Now what? You’re so incompetent!” look at those words and say, “Nope,” and move
on—all is well. When I open my heart and listen to my Inner Voice I can figure
anything out.
With my heart open, I
realized that Daniel, being highly sensitive, had a physical shock to his
system when Loreli crashed into him. He also has had enough experience with Loreli
to know that she might be slamming into him because she’s being mean. Hitting
wasn’t the answer but I understood it.
With my heart open, I
realized that Loreli still has an issue with body awareness. She had been
ping-ponging around the aquarium partly in excitement and partly in fear. I
might have asked her what she was worried about earlier in the trip. Her
yelling at Daniel after he hit her was understandable too.
Being angry with me is
also understandable. They were both angry with each other and they knew by
sitting with me they would have to work it out and that’s a sucky feeling when
you’re angry!
My heart said, “Be at
peace. It’s okay. This is a small thing to work through.”
The four of us stopped
at a petting tank where they had horseshoe crabs. I almost didn’t allow her to
join in but realized that I was being punitive. Then I heard my Inner Voice
say, “Dogs.” Oh! Yes! When we first started time-ins, I noticed that the dogs
were drawn to Loreli during that time. My first reaction was to not allow it
(ugh), but then I felt in my bones it was important so I just sat quietly and
let it unfold. Through my many experiences of time-ins with Loreli, if the dogs
came to her, the time-in was over faster. She is more willing to be calm and
speak civilly. It’s pretty miraculous to watch. So, I watched as Loreli went to
the far end of the tank, as far away from me as she could get.

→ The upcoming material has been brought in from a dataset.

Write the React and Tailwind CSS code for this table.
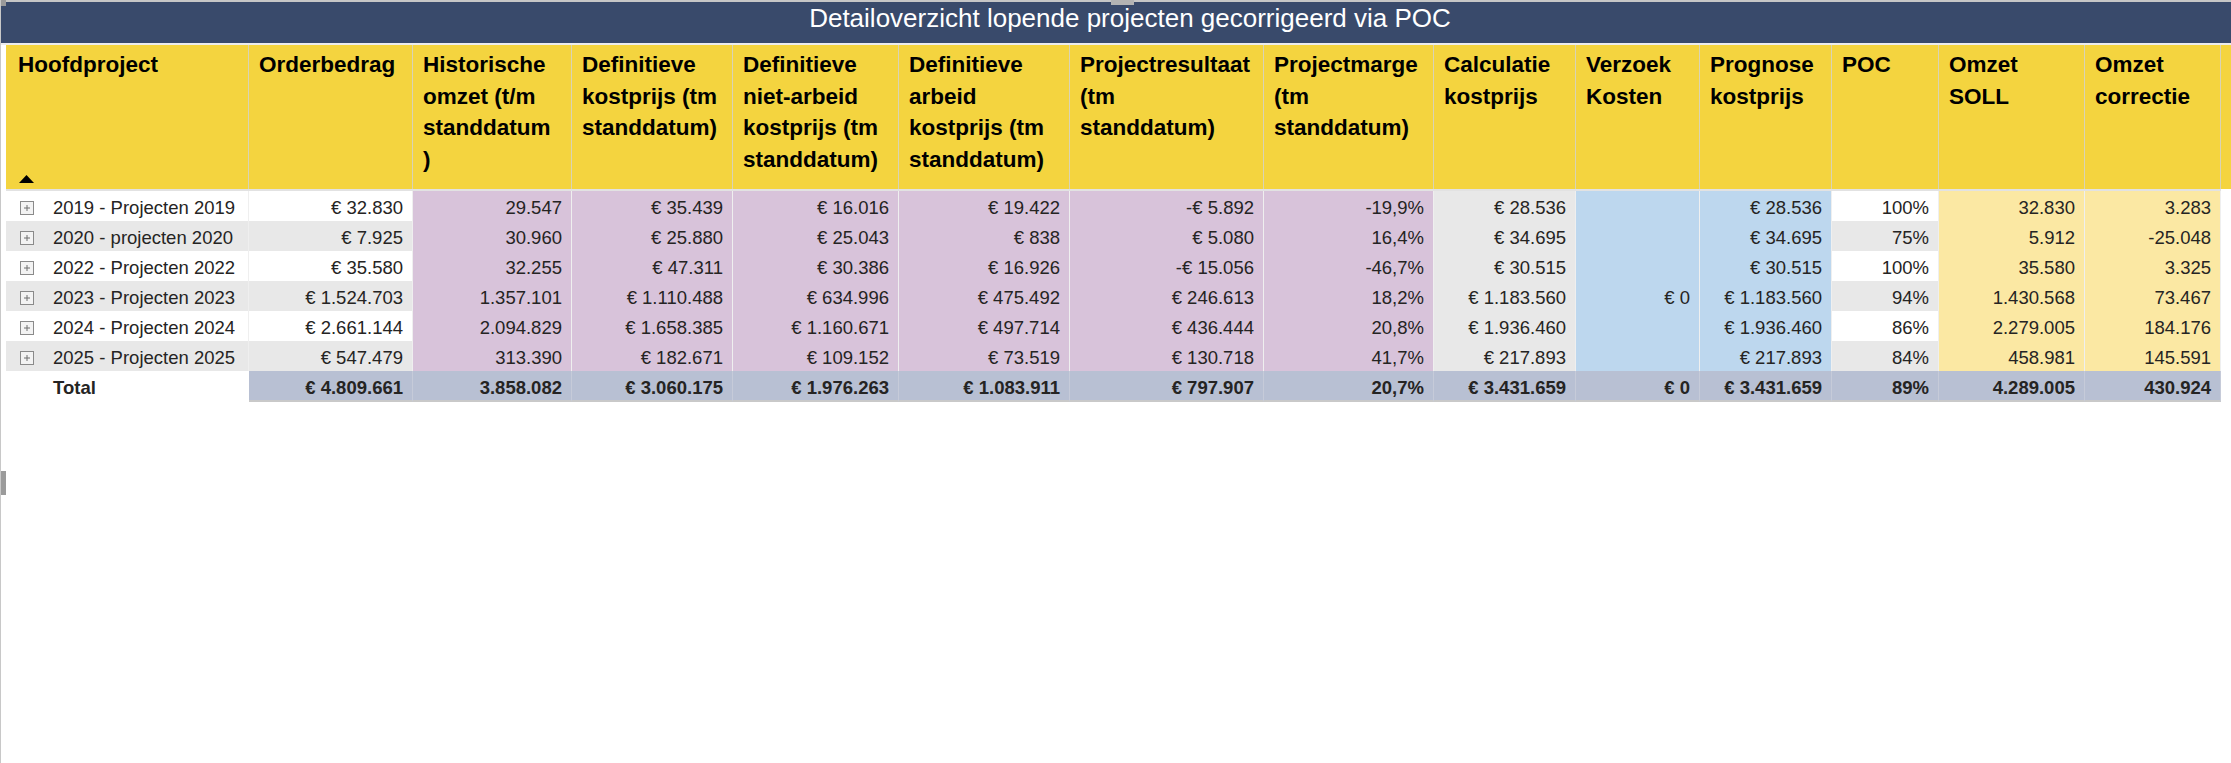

She swished her
hands in the water (water is also a great soother) and touched the crabs.
Less than a minute after
we were done with that she said, “I’m sorry Mom,” and actually meant it.
The healing power of
animals is incredible, whether they are horses, dogs, or horseshoe crabs!
*And for those who are curious, like me,
about why there are Tigers at the aquarium, the aquarium participates in the AZA's (Association of
Zoos and Aquariums) Species Survival Plan for Sumatran Tigers.